Old hat. But still amazing to wear.
Edward de Bono, inventor of the term ‘Lateral Thinking’ and widely acknowledged as the world’s leading expert on thinking, wrote a book called Six Thinking Hats in 1985.
My explanation of Six Hats may not be the most accurate but it is the one I usually use when trying to explain the principle.
When we are thinking about an issue, even if we believe that we are being clear-headed and objective, we approach the subject in a very mixed up way.
For example, if we are asked for our opinion about a controversial topic, we cannot help but — automatically — colour our judgement by in-built prejudice or bias.
All the various strands of our thought processes overlap and merge.

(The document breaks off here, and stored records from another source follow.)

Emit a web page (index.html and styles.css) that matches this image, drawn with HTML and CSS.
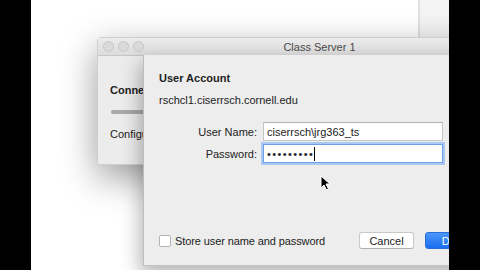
FILE: index.html
```html
<!DOCTYPE html>
<html lang="en">
<head>
    <meta charset="UTF-8">
    <meta name="viewport" content="width=device-width, initial-scale=1.0">
    <title>Class Server 1 - User Account</title>
    <link rel="stylesheet" href="styles.css">
</head>
<body>
    <div class="screen">
        <div class="back-strip"></div>

        <div class="window">
            <div class="titlebar">
                <div class="lights"><span></span><span></span><span></span></div>
                <div class="title">Class Server 1</div>
            </div>
            <div class="win-body">
                <div class="win-heading">Connecting</div>
                <div class="progress"></div>
                <div class="win-text">Configuring</div>
            </div>
        </div>

        <div class="sheet">
            <div class="sheet-title">User Account</div>
            <div class="sheet-host">rschcl1.ciserrsch.cornell.edu</div>

            <div class="form">
                <label class="form-label">User Name:</label>
                <div class="field">ciserrsch\jrg363_ts</div>
                <label class="form-label">Password:</label>
                <div class="field focus"><span class="dots">&bull;&bull;&bull;&bull;&bull;&bull;&bull;&bull;&bull;</span><span class="caret"></span></div>
            </div>

            <div class="sheet-footer">
                <label class="check"><span class="box"></span>Store user name and password</label>
                <div class="buttons">
                    <button class="btn">Cancel</button>
                    <button class="btn primary">Done</button>
                </div>
            </div>
        </div>

        <svg class="cursor" width="11" height="16" viewBox="0 0 11 16">
            <path d="M1 1 L1 13 L4 10 L6.5 15 L8.5 14 L6 9 L10 9 Z" fill="#000" stroke="#fff" stroke-width="1"/>
        </svg>
    </div>
</body>
</html>
```

FILE: styles.css
```css
* {
    margin: 0;
    padding: 0;
    box-sizing: border-box;
}

body {
    background: #000;
    width: 480px;
    height: 270px;
    overflow: hidden;
    font-family: 'Liberation Sans', Arial, sans-serif;
    font-size: 11px;
    color: #222;
}

.screen {
    position: relative;
    margin-left: 31px;
    width: 418px;
    height: 270px;
    background: #fff;
    overflow: hidden;
}

.back-strip {
    position: absolute;
    left: 387px;
    top: 0;
    width: 31px;
    height: 37px;
    background: #f4f4f4;
    border-left: 2px solid #e0e0e0;
}

/* main window */
.window {
    position: absolute;
    left: 66px;
    top: 37px;
    width: 445px;
    height: 128px;
    background: #ececec;
    border: 1px solid #cfcfcf;
    border-radius: 4px 4px 0 0;
    box-shadow: 0 12px 36px rgba(0, 0, 0, 0.4);
}

.titlebar {
    position: relative;
    height: 18px;
    display: flex;
    align-items: center;
    justify-content: center;
    background: linear-gradient(#ebebeb, #dcdcdc);
    border-bottom: 1px solid #c6c6c6;
}

.lights {
    position: absolute;
    left: 5px;
    top: 3px;
    display: flex;
    gap: 4px;
}

.lights span {
    width: 11px;
    height: 11px;
    border-radius: 50%;
    background: #dadada;
    border: 1px solid #c8c8c8;
}

.title {
    color: #4a4a4a;
    font-size: 11px;
}

.win-body {
    width: 46px;
    overflow: hidden;
    padding: 27px 0 0 12px;
}

.win-heading {
    font-weight: bold;
    line-height: 14px;
    white-space: nowrap;
}

.progress {
    margin: 13px 0 0 1px;
    width: 200px;
    height: 4px;
    border-radius: 2px;
    background: #a9a9a9;
}

.win-text {
    margin-top: 13px;
    line-height: 14px;
    white-space: nowrap;
}

/* sheet */
.sheet {
    position: absolute;
    left: 112px;
    top: 55px;
    width: 360px;
    height: 211px;
    display: flex;
    flex-direction: column;
    padding: 16px 18px 16px 15px;
    background: #ededed;
    border-left: 1px solid #bdbdbd;
    border-bottom: 1px solid #c4c4c4;
    box-shadow: -3px 8px 18px rgba(0, 0, 0, 0.3);
}

.sheet-title {
    font-weight: bold;
    line-height: 14px;
}

.sheet-host {
    margin-top: 8px;
    line-height: 14px;
}

.form {
    display: grid;
    grid-template-columns: 98px 180px;
    column-gap: 6px;
    row-gap: 3px;
    margin-top: 15px;
    align-items: center;
}

.form-label {
    text-align: right;
}

.field {
    height: 19px;
    display: flex;
    align-items: center;
    padding-left: 3px;
    background: #fff;
    border: 1px solid #c6c6c6;
    border-top-color: #b4b4b4;
}

.field.focus {
    border-color: #6e9fe6;
    box-shadow: 0 0 0 2px #a9c8f2;
}

.dots {
    letter-spacing: 1.4px;
    font-size: 11px;
}

.caret {
    width: 1px;
    height: 14px;
    background: #000;
}

.sheet-footer {
    margin-top: auto;
    display: flex;
    align-items: center;
    justify-content: space-between;
}

.check {
    display: flex;
    align-items: center;
    gap: 4px;
    letter-spacing: -0.1px;
}

.box {
    width: 12px;
    height: 12px;
    background: #fff;
    border: 1px solid #b3b3b3;
    border-radius: 2px;
}

.buttons {
    display: flex;
    gap: 11px;
}

.btn {
    height: 17px;
    width: 55px;
    font-family: inherit;
    font-size: 11px;
    color: #222;
    background: #fff;
    border: 1px solid #c8c8c8;
    border-bottom-color: #b0b0b0;
    border-radius: 3px;
}

.btn.primary {
    width: 60px;
    color: #fff;
    background: linear-gradient(#4b97fa, #1a6ef0);
    border-color: #2a6fd8;
}

.cursor {
    position: absolute;
    left: 289px;
    top: 175px;
}
```
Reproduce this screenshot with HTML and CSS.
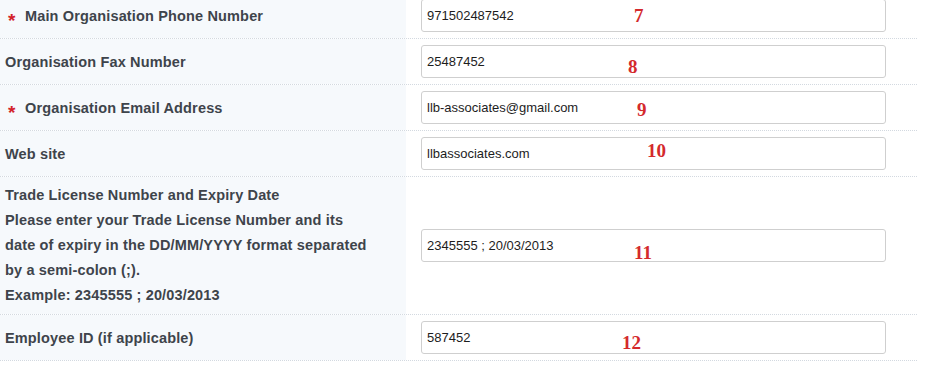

This is not helpful and can lead to us making a decision that we later regret.
Six Hats thinking is a deliberate attempt to force the brain to think in unnatural ways.
Edward de Bono refers to this as ‘parallel thinking’. In other words, thinking in one, distinct way at a time.
He identified six, specific directions in which the brain can be challenged.
To help give each direction an identity, de Bono encourages us to imagine wearing a metaphorical hat of a certain colour.
Six Hats is primarily a group thinking process, with a trained facilitator (like me) running the show. But it’s such a simple, easy to remember technique that it is handy to use ‘solo’.
The results are truly amazing. But they have to be experienced to be believed.
There are numerous examples of how Six Hats has been used by major corporations and by well-known clients of Dr de Bono but, sadly, the technique never achieved mass market appeal.
In the early 2000s it was adopted in some parts of the British civil service and it has a loyal following in the education sector (notably in Australia) but Six Hats is still new to most people.
And it’s as good for our thinking today as it’s always been.